We have some major pieces of legislation: Our Goals 2000 bill, which affects the way public schools operate and tries to give them some international standards against which to measure their own efforts; a school-to-work initiative which tries to recognize that a lot of young people don't go to college but do need the kinds of skills that we've been talking about today. And we are going to propose transforming the whole unemployment system to try to deal with some of the problems you heard about today, to make it a continuous reemployment system so that there is at least no delay from the time a person stops getting a paycheck until a person starts into a retraining program, because we know that the old jobs don't come back anymore.
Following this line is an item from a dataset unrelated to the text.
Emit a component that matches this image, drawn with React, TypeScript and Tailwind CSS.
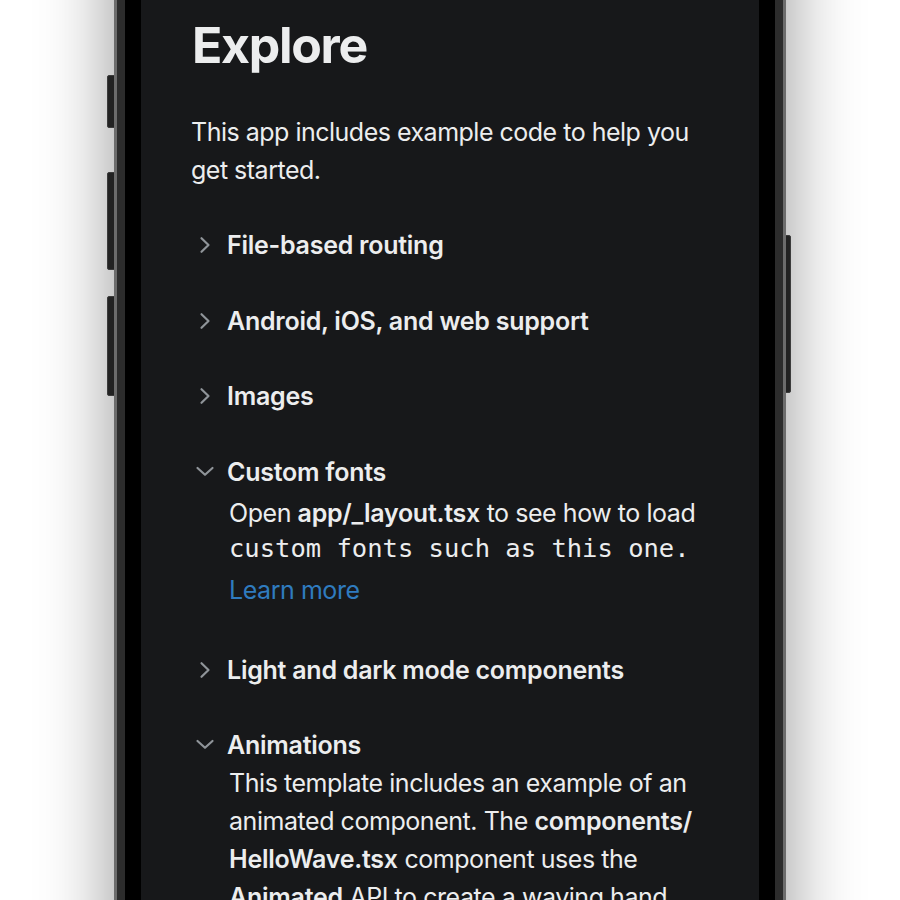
import React from "react";

function Chevron({ open }: { open?: boolean }) {
  return (
    <svg width="28" height="28" viewBox="0 0 28 28" fill="none" className="shrink-0">
      {open ? (
        <path d="M6.5 10 L14 16.8 L21.5 10" stroke="#8f9499" strokeWidth="2.2" strokeLinecap="round" strokeLinejoin="round" />
      ) : (
        <path d="M10.5 7.2 L17.5 14 L10.5 20.8" stroke="#8f9499" strokeWidth="2.2" strokeLinecap="round" strokeLinejoin="round" />
      )}
    </svg>
  );
}

function Heading({ title, open, className }: { title: string; open?: boolean; className?: string }) {
  return (
    <div className={`flex items-center gap-[8px] h-[38px] ${className ?? ""}`}>
      <Chevron open={open} />
      <span className="text-[25px] leading-[38px] font-semibold text-[#ecedee] tracking-[-0.25px] whitespace-nowrap">
        {title}
      </span>
    </div>
  );
}

export default function App() {
  const sans = { fontFamily: "Inter, 'Noto Sans', sans-serif" };

  return (
    <div className="w-[900px] h-[900px] overflow-hidden bg-white flex justify-center">
      {/* phone */}
      <div className="relative -mt-[200px] w-[672px] h-[1300px] shrink-0">
        {/* side buttons */}
        <div className="absolute left-[-7px] top-[275px] w-[9px] h-[53px] rounded-[2px] bg-[#2b2b2b] border border-[#4a4a4a]" />
        <div className="absolute left-[-7px] top-[372px] w-[9px] h-[98px] rounded-[2px] bg-[#2b2b2b] border border-[#4a4a4a]" />
        <div className="absolute left-[-7px] top-[496px] w-[9px] h-[100px] rounded-[2px] bg-[#2b2b2b] border border-[#4a4a4a]" />
        <div className="absolute right-[-5px] top-[435px] w-[8px] h-[158px] rounded-[2px] bg-[#2b2b2b] border border-[#4a4a4a]" />

        <div className="relative h-full rounded-[90px] border-[3px] border-[#6c6c6c] bg-[#2c2c2c] p-[8px] shadow-[0_0_75px_rgba(0,0,0,0.42)]">
          <div className="h-full rounded-[82px] bg-black p-[16px]">
            <div
              className="h-full rounded-[66px] bg-[#17181a] px-[50px] pt-[193px] overflow-hidden"
              style={sans}
            >
              <h1 className="text-[50px] leading-[50px] font-bold text-[#ecedee] tracking-[-1.3px] ml-[1px]">
                Explore
              </h1>

              <p className="mt-[43px] text-[25px] leading-[38px] text-[#ecedee] tracking-[-0.5px]">
                This app includes example code to help you get started.
              </p>

              <Heading title="File-based routing" className="mt-[37px]" />
              <Heading title="Android, iOS, and web support" className="mt-[38px]" />
              <Heading title="Images" className="mt-[37px]" />
              <Heading title="Custom fonts" open className="mt-[38px]" />

              <div className="ml-[38px] mt-[3px] text-[25px] text-[#ecedee] tracking-[-0.45px]">
                <p className="leading-[38px] whitespace-nowrap">
                  Open <span className="font-semibold tracking-[-0.25px]">app/_layout.tsx</span> to see how to load
                </p>
                <p
                  className="leading-[32px] whitespace-nowrap tracking-normal text-[25.5px]"
                  style={{ fontFamily: "'DejaVu Sans Mono', 'Liberation Mono', monospace" }}
                >
                  custom fonts such as this one.
                </p>
                <p className="mt-[7px] leading-[38px] text-[#2f7bbf]">Learn more</p>
              </div>

              <Heading title="Light and dark mode components" className="mt-[42px]" />
              <Heading title="Animations" open className="mt-[37px]" />

              <p className="ml-[38px] text-[25px] leading-[38px] text-[#ecedee] tracking-[-0.45px] whitespace-nowrap">
                This template includes an example of an
                <br />
                animated component. The <span className="font-semibold tracking-[-0.25px]">components/</span>
                <br />
                <span className="font-semibold tracking-[-0.25px]">HelloWave.tsx</span> component uses the
                <br />
                <span className="font-semibold tracking-[-0.25px]">Animated</span> API to create a waving hand
                <br />
                animation.
              </p>
            </div>
          </div>
        </div>
      </div>
    </div>
  );
}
And we're going to try to do it in a way that will give enormous incentives to support programs at the local level that get rid of bureaucracy and that aren't all divided up, not only consolidating the training programs but, with these one-stop centers, making sure that nobody who loses a job is left to the chance of whether some coworker says, "Well, here's a program that might work," and that no one on welfare wanders out of the welfare office and has to depend on the luck of someone else saying, "Here's something that will help you turn your life around." It seems to me that we have to do that.

The second thing we have to do, to follow up on what Linda said, is to reward programs that produce results and to make it absolutely clear that those results are what matter, that in the end, that the job training programs have to lead to work or they don't work.

Later this month we will introduce the "Reemployment Act of 1994" which will, hopefully, contain the wisdom that all of you have imparted to us today. And I hope you will help us to pass it. In a time in which we have to cut domestic spending, we have to find more money to spend on this. And I am presenting a budget to the Congress on Monday which will eliminate completely 100 Government programs and cut back over 300 others, so that we can squeeze the money out of this budget to put more money into people to get jobs in the private sector where the future of the country is.

And again, I will say that I hope all of you will support that, because we've got a lot of yesterday's programs in the Government, too, and we're just kidding ourselves if we just keep spending money on things that don't really move the whole economy forward, don't create more jobs, don't give people a different and a better future.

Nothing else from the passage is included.